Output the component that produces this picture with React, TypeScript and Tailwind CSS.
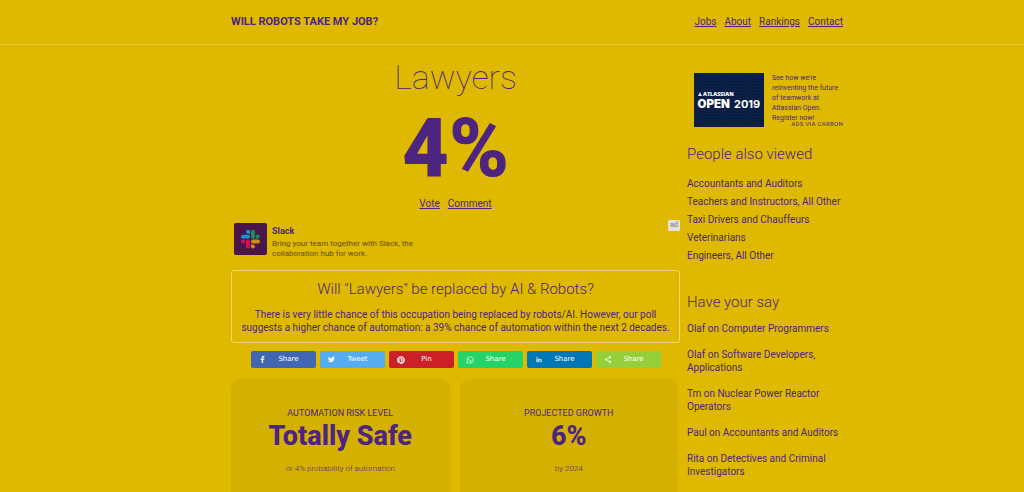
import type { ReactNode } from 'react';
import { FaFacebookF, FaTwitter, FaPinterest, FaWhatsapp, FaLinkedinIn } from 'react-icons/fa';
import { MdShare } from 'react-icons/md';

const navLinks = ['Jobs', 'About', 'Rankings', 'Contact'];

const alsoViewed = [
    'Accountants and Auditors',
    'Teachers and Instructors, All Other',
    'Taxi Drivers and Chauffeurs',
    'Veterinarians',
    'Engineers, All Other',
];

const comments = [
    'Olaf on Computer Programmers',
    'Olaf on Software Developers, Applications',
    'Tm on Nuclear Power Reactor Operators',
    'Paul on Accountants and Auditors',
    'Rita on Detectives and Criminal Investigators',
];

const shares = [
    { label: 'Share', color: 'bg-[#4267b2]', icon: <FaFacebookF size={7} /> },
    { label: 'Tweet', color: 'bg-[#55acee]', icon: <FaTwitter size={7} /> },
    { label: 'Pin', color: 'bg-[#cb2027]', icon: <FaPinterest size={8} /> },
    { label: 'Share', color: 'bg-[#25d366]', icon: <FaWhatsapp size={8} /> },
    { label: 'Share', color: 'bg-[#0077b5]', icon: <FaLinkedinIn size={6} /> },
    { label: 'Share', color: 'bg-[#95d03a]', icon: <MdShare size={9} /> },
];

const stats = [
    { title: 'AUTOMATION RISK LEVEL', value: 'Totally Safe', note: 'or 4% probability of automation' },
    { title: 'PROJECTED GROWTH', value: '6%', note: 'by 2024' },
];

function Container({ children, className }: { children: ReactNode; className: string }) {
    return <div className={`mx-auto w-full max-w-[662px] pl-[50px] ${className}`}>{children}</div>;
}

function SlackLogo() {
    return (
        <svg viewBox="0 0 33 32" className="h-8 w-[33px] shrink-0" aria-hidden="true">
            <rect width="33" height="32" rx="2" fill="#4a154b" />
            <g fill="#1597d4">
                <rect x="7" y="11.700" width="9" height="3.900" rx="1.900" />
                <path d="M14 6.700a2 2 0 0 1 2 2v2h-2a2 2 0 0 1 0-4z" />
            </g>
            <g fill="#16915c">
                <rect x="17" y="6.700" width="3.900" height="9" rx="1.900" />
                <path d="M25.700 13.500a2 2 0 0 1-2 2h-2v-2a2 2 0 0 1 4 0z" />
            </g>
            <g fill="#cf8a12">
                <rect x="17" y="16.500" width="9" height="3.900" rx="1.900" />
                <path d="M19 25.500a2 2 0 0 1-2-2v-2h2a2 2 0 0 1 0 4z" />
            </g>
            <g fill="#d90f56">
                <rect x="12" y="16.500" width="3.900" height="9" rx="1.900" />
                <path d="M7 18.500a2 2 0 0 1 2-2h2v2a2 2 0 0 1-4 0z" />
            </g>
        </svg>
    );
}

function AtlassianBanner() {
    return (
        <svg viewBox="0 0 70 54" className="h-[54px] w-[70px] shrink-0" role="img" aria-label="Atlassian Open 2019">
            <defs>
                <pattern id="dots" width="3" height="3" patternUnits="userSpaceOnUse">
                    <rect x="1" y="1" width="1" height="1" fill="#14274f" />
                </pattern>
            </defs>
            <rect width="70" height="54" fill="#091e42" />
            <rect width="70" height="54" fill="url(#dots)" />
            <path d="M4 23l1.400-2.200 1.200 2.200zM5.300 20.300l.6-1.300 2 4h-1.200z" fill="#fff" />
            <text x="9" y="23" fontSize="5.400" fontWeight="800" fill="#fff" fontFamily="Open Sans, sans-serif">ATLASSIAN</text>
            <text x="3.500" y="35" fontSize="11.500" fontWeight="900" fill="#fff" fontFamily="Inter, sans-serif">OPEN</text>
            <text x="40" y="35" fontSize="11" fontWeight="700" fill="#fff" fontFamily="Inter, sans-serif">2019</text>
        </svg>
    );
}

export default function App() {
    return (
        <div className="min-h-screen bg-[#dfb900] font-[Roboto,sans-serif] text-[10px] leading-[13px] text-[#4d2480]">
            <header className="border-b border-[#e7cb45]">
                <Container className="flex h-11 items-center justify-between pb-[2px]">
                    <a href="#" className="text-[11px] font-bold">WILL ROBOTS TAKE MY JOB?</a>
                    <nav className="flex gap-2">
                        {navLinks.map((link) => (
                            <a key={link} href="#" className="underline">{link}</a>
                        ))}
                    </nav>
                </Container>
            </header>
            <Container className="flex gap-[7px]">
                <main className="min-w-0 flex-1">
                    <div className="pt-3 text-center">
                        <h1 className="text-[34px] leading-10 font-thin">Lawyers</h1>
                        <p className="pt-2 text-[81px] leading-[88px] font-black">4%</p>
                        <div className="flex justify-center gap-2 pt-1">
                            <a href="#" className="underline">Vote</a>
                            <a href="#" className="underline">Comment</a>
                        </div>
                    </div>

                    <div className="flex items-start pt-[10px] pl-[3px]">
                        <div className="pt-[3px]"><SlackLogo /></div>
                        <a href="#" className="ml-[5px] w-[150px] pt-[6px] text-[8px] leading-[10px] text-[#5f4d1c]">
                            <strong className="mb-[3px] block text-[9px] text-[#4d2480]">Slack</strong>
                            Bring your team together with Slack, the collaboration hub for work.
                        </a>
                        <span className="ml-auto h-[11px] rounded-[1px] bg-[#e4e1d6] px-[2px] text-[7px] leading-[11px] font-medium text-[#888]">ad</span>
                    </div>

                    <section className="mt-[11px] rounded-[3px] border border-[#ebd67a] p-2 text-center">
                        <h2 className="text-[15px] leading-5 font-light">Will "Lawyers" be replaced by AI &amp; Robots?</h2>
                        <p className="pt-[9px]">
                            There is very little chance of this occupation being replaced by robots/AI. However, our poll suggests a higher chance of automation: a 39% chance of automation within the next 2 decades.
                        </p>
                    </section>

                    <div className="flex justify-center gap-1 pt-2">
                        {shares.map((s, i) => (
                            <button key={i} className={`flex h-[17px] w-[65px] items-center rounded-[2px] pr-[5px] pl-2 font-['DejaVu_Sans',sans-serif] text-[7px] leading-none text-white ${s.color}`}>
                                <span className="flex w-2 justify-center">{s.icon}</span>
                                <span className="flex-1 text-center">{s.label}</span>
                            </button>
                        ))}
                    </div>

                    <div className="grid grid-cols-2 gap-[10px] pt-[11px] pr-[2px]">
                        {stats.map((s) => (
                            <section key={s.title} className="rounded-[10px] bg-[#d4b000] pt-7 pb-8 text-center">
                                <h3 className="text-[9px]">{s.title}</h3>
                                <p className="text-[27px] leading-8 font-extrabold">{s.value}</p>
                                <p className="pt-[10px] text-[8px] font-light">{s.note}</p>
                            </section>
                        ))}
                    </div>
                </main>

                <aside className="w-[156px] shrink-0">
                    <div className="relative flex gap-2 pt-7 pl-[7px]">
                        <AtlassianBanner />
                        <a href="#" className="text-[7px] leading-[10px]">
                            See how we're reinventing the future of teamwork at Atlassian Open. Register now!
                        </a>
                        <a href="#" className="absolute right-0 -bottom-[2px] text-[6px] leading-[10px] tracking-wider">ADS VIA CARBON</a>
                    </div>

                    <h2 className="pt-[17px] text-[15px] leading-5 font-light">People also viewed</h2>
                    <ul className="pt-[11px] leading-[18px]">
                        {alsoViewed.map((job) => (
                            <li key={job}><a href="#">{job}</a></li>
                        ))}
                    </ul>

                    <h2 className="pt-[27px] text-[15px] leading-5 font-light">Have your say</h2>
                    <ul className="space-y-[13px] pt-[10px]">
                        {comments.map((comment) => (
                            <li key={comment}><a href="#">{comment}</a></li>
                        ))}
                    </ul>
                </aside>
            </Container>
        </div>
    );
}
---------------
- SHORT TASK
Extract the full listing above verbatim; pictures are to be left out of the copy.

- RESPONSE TO THIS EXERCISE
Output the component that produces this picture with React, TypeScript and Tailwind CSS.
import type { ReactNode } from 'react';
import { FaFacebookF, FaTwitter, FaPinterest, FaWhatsapp, FaLinkedinIn } from 'react-icons/fa';
import { MdShare } from 'react-icons/md';

const navLinks = ['Jobs', 'About', 'Rankings', 'Contact'];

const alsoViewed = [
    'Accountants and Auditors',
    'Teachers and Instructors, All Other',
    'Taxi Drivers and Chauffeurs',
    'Veterinarians',
    'Engineers, All Other',
];

const comments = [
    'Olaf on Computer Programmers',
    'Olaf on Software Developers, Applications',
    'Tm on Nuclear Power Reactor Operators',
    'Paul on Accountants and Auditors',
    'Rita on Detectives and Criminal Investigators',
];

const shares = [
    { label: 'Share', color: 'bg-[#4267b2]', icon: <FaFacebookF size={7} /> },
    { label: 'Tweet', color: 'bg-[#55acee]', icon: <FaTwitter size={7} /> },
    { label: 'Pin', color: 'bg-[#cb2027]', icon: <FaPinterest size={8} /> },
    { label: 'Share', color: 'bg-[#25d366]', icon: <FaWhatsapp size={8} /> },
    { label: 'Share', color: 'bg-[#0077b5]', icon: <FaLinkedinIn size={6} /> },
    { label: 'Share', color: 'bg-[#95d03a]', icon: <MdShare size={9} /> },
];

const stats = [
    { title: 'AUTOMATION RISK LEVEL', value: 'Totally Safe', note: 'or 4% probability of automation' },
    { title: 'PROJECTED GROWTH', value: '6%', note: 'by 2024' },
];

function Container({ children, className }: { children: ReactNode; className: string }) {
    return <div className={`mx-auto w-full max-w-[662px] pl-[50px] ${className}`}>{children}</div>;
}

function SlackLogo() {
    return (
        <svg viewBox="0 0 33 32" className="h-8 w-[33px] shrink-0" aria-hidden="true">
            <rect width="33" height="32" rx="2" fill="#4a154b" />
            <g fill="#1597d4">
                <rect x="7" y="11.700" width="9" height="3.900" rx="1.900" />
                <path d="M14 6.700a2 2 0 0 1 2 2v2h-2a2 2 0 0 1 0-4z" />
            </g>
            <g fill="#16915c">
                <rect x="17" y="6.700" width="3.900" height="9" rx="1.900" />
                <path d="M25.700 13.500a2 2 0 0 1-2 2h-2v-2a2 2 0 0 1 4 0z" />
            </g>
            <g fill="#cf8a12">
                <rect x="17" y="16.500" width="9" height="3.900" rx="1.900" />
                <path d="M19 25.500a2 2 0 0 1-2-2v-2h2a2 2 0 0 1 0 4z" />
            </g>
            <g fill="#d90f56">
                <rect x="12" y="16.500" width="3.900" height="9" rx="1.900" />
                <path d="M7 18.500a2 2 0 0 1 2-2h2v2a2 2 0 0 1-4 0z" />
            </g>
        </svg>
    );
}

function AtlassianBanner() {
    return (
        <svg viewBox="0 0 70 54" className="h-[54px] w-[70px] shrink-0" role="img" aria-label="Atlassian Open 2019">
            <defs>
                <pattern id="dots" width="3" height="3" patternUnits="userSpaceOnUse">
                    <rect x="1" y="1" width="1" height="1" fill="#14274f" />
                </pattern>
            </defs>
            <rect width="70" height="54" fill="#091e42" />
            <rect width="70" height="54" fill="url(#dots)" />
            <path d="M4 23l1.400-2.200 1.200 2.200zM5.300 20.300l.6-1.300 2 4h-1.200z" fill="#fff" />
            <text x="9" y="23" fontSize="5.400" fontWeight="800" fill="#fff" fontFamily="Open Sans, sans-serif">ATLASSIAN</text>
            <text x="3.500" y="35" fontSize="11.500" fontWeight="900" fill="#fff" fontFamily="Inter, sans-serif">OPEN</text>
            <text x="40" y="35" fontSize="11" fontWeight="700" fill="#fff" fontFamily="Inter, sans-serif">2019</text>
        </svg>
    );
}

export default function App() {
    return (
        <div className="min-h-screen bg-[#dfb900] font-[Roboto,sans-serif] text-[10px] leading-[13px] text-[#4d2480]">
            <header className="border-b border-[#e7cb45]">
                <Container className="flex h-11 items-center justify-between pb-[2px]">
                    <a href="#" className="text-[11px] font-bold">WILL ROBOTS TAKE MY JOB?</a>
                    <nav className="flex gap-2">
                        {navLinks.map((link) => (
                            <a key={link} href="#" className="underline">{link}</a>
                        ))}
                    </nav>
                </Container>
            </header>
            <Container className="flex gap-[7px]">
                <main className="min-w-0 flex-1">
                    <div className="pt-3 text-center">
                        <h1 className="text-[34px] leading-10 font-thin">Lawyers</h1>
                        <p className="pt-2 text-[81px] leading-[88px] font-black">4%</p>
                        <div className="flex justify-center gap-2 pt-1">
                            <a href="#" className="underline">Vote</a>
                            <a href="#" className="underline">Comment</a>
                        </div>
                    </div>

                    <div className="flex items-start pt-[10px] pl-[3px]">
                        <div className="pt-[3px]"><SlackLogo /></div>
                        <a href="#" className="ml-[5px] w-[150px] pt-[6px] text-[8px] leading-[10px] text-[#5f4d1c]">
                            <strong className="mb-[3px] block text-[9px] text-[#4d2480]">Slack</strong>
                            Bring your team together with Slack, the collaboration hub for work.
                        </a>
                        <span className="ml-auto h-[11px] rounded-[1px] bg-[#e4e1d6] px-[2px] text-[7px] leading-[11px] font-medium text-[#888]">ad</span>
                    </div>

                    <section className="mt-[11px] rounded-[3px] border border-[#ebd67a] p-2 text-center">
                        <h2 className="text-[15px] leading-5 font-light">Will "Lawyers" be replaced by AI &amp; Robots?</h2>
                        <p className="pt-[9px]">
                            There is very little chance of this occupation being replaced by robots/AI. However, our poll suggests a higher chance of automation: a 39% chance of automation within the next 2 decades.
                        </p>
                    </section>

                    <div className="flex justify-center gap-1 pt-2">
                        {shares.map((s, i) => (
                            <button key={i} className={`flex h-[17px] w-[65px] items-center rounded-[2px] pr-[5px] pl-2 font-['DejaVu_Sans',sans-serif] text-[7px] leading-none text-white ${s.color}`}>
                                <span className="flex w-2 justify-center">{s.icon}</span>
                                <span className="flex-1 text-center">{s.label}</span>
                            </button>
                        ))}
                    </div>

                    <div className="grid grid-cols-2 gap-[10px] pt-[11px] pr-[2px]">
                        {stats.map((s) => (
                            <section key={s.title} className="rounded-[10px] bg-[#d4b000] pt-7 pb-8 text-center">
                                <h3 className="text-[9px]">{s.title}</h3>
                                <p className="text-[27px] leading-8 font-extrabold">{s.value}</p>
                                <p className="pt-[10px] text-[8px] font-light">{s.note}</p>
                            </section>
                        ))}
                    </div>
                </main>

                <aside className="w-[156px] shrink-0">
                    <div className="relative flex gap-2 pt-7 pl-[7px]">
                        <AtlassianBanner />
                        <a href="#" className="text-[7px] leading-[10px]">
                            See how we're reinventing the future of teamwork at Atlassian Open. Register now!
                        </a>
                        <a href="#" className="absolute right-0 -bottom-[2px] text-[6px] leading-[10px] tracking-wider">ADS VIA CARBON</a>
                    </div>

                    <h2 className="pt-[17px] text-[15px] leading-5 font-light">People also viewed</h2>
                    <ul className="pt-[11px] leading-[18px]">
                        {alsoViewed.map((job) => (
                            <li key={job}><a href="#">{job}</a></li>
                        ))}
                    </ul>

                    <h2 className="pt-[27px] text-[15px] leading-5 font-light">Have your say</h2>
                    <ul className="space-y-[13px] pt-[10px]">
                        {comments.map((comment) => (
                            <li key={comment}><a href="#">{comment}</a></li>
                        ))}
                    </ul>
                </aside>
            </Container>
        </div>
    );
}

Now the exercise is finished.